Reluctance to give your body the break it sometimes needs can be a sign that you need to reassess your true motivation for working out. “I think a lot of women are concerned that we’re going to instantly gain weight the moment we stop exercising or if we don’t work out super hard, and neither of those beliefs is true,” Stevenson assures us. “We need to be more attentive to our bodies and the messages they’re trying to tell us. A day, a week, or even a month off isn’t the end of the world. We can come back from all of that better than before, but we need to take a longer-term approach to our health.

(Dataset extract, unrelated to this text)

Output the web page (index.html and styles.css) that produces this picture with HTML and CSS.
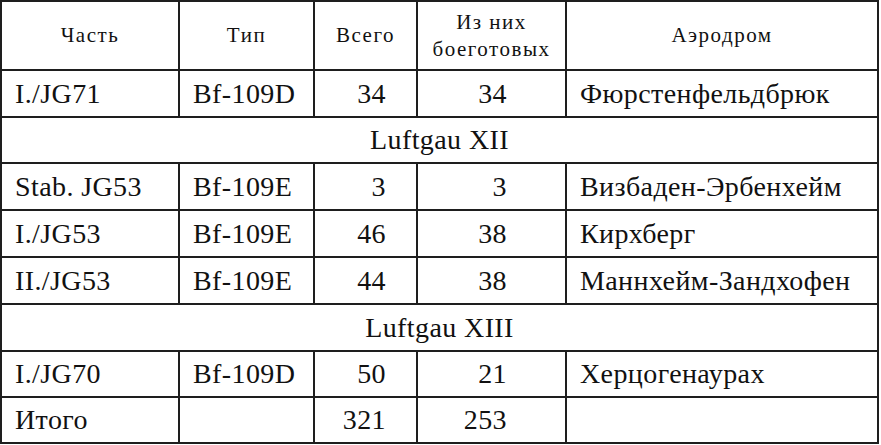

Slowly losing weight and slowly gaining fitness over time is the most sustainable way for us to be healthy and, ultimately, to be happy.”

5. Keep trying

We saved the best news for last: Regaining fitness is easier than finding it in the first place! “Our brains code the movement patterns necessary for success in activities [as we learn them] and store them for future use,” Pignataro explains. “It’s similar to how you don’t need to completely relearn how to ride a bike after months or years of not going anywhere near one. Your body will remember how to do all activities it had previously been capable of performing. It may take a few sessions to ‘shake the dust off,’ but it’s possible to return to a previous level of proficiency fairly rapidly.” It’s going to be slow at first, but with time, determination, and some achievable goals, you’ll be back on track — or even further ahead — than you were before your well-deserved break.